In 2010, FOREST launched an Irish branch, "Forest Éireann" – the Republic of Ireland having instituted nationwide smoke-free workplace regulations in March 2004. Forest Éireann's stated aim was "to represent smokers in Ireland", replicating the activities of its parent group in the United Kingdom. In September 2010, Forest Éireann published a report stating that the ban on indoor smoking had been the cause of a decline in trade experienced by Irish pubs, and calling for the ban to be relaxed. As of 2010, the spokesman for the Irish group was John Mallon, a sales manager and former oil rigger.
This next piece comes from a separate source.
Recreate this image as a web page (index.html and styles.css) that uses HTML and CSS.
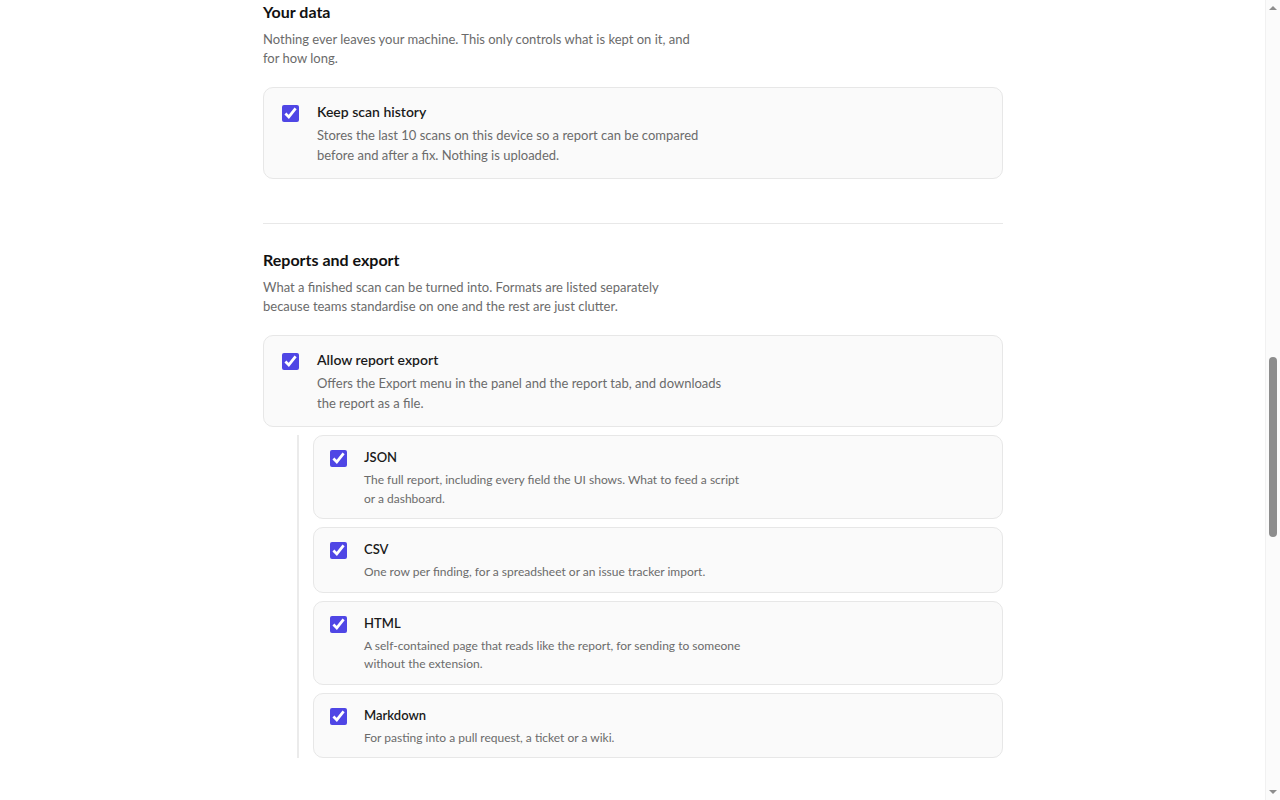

Concern about the potential impact of smoke-free regulations upon the income of publicans and licensees was also a theme in FOREST's opposition to smoke-free workplace measures in the UK. FOREST launched its 'Save Our Pubs and Clubs' campaign in 2009, with Greg Knight, Conservative MP, and Anthony Worrall-Thompson in attendance. It was backed by David Clelland, Labour MP, John Hemming, Liberal Democrat MP, and Nigel Farage MEP, the leader of UKIP. The campaign called for pubs and clubs to be able to choose whether to allow smoking and listed as supporters the Working Men's Club and Institute Union, the Adam Smith Institute, thinktank Progressive Vision and the Manifesto Club.